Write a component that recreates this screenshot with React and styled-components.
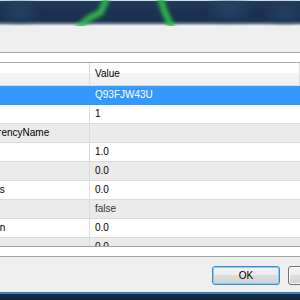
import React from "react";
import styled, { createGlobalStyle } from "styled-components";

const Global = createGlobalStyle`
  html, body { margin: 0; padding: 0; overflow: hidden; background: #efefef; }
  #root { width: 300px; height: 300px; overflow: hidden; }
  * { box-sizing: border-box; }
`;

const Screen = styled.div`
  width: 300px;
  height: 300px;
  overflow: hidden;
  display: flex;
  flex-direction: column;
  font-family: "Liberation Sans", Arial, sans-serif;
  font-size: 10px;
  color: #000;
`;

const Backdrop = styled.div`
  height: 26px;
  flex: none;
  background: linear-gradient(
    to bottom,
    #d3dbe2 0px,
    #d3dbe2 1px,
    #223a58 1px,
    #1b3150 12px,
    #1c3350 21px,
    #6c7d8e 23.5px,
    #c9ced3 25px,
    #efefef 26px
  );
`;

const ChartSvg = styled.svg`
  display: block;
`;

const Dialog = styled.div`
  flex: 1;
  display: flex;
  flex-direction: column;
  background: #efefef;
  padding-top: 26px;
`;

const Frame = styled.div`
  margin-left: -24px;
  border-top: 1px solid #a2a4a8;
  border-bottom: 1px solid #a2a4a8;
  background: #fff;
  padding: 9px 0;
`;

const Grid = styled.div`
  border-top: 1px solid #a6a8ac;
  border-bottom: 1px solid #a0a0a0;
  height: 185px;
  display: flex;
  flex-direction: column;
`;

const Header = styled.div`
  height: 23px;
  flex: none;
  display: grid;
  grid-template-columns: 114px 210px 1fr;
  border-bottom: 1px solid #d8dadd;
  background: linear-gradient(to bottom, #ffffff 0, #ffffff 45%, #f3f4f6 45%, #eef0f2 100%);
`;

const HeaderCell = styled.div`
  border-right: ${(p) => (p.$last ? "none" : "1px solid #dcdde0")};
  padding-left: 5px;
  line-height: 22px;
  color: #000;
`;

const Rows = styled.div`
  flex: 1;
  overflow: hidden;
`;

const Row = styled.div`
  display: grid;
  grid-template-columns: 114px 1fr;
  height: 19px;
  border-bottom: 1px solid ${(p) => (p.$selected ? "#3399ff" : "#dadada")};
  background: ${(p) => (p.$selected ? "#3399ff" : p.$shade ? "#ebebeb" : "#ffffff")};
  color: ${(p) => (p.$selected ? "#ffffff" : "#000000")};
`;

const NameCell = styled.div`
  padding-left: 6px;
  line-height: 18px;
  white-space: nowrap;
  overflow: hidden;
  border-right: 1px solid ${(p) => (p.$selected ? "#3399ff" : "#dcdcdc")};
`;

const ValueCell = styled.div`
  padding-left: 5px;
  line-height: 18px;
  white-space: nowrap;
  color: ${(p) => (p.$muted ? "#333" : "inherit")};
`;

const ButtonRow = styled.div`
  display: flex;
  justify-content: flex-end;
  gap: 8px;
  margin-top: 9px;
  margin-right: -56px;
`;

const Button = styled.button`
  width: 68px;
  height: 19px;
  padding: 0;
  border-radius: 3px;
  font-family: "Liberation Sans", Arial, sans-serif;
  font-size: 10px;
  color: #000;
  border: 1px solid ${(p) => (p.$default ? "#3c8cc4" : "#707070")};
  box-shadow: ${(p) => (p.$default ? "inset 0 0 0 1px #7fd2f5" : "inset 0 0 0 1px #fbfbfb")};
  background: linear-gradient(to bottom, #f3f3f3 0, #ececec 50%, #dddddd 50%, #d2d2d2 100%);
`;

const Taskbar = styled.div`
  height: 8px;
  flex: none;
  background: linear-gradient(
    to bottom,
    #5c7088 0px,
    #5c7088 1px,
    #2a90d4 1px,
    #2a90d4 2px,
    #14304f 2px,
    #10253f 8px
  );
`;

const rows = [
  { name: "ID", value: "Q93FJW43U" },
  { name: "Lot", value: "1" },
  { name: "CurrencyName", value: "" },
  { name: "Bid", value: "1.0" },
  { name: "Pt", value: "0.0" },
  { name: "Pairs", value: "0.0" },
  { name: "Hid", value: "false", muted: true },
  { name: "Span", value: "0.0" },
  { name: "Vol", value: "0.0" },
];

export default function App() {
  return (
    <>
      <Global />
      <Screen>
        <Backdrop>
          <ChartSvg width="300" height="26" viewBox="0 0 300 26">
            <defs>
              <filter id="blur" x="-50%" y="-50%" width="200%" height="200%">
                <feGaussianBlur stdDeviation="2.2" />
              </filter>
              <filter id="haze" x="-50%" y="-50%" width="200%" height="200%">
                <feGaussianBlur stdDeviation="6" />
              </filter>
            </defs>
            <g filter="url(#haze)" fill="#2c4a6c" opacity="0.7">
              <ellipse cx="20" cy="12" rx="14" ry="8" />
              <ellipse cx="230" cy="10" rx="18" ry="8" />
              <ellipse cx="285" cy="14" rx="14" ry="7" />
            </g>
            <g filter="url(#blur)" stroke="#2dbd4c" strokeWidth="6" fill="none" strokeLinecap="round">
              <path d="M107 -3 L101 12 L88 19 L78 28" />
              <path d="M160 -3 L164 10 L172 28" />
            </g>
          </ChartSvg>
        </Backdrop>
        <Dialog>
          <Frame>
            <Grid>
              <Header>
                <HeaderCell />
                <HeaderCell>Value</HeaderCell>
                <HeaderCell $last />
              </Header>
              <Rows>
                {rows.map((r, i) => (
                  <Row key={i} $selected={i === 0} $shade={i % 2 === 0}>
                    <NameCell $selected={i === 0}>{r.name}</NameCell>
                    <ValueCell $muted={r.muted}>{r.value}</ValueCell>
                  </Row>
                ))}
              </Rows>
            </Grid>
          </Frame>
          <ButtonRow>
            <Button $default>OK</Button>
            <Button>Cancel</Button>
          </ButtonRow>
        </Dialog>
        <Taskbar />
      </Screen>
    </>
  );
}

-----

Set task>
Find each line holding the string "React" and copy it out.

Output of the exercise>
Write a component that recreates this screenshot with React and styled-components.
import React from "react";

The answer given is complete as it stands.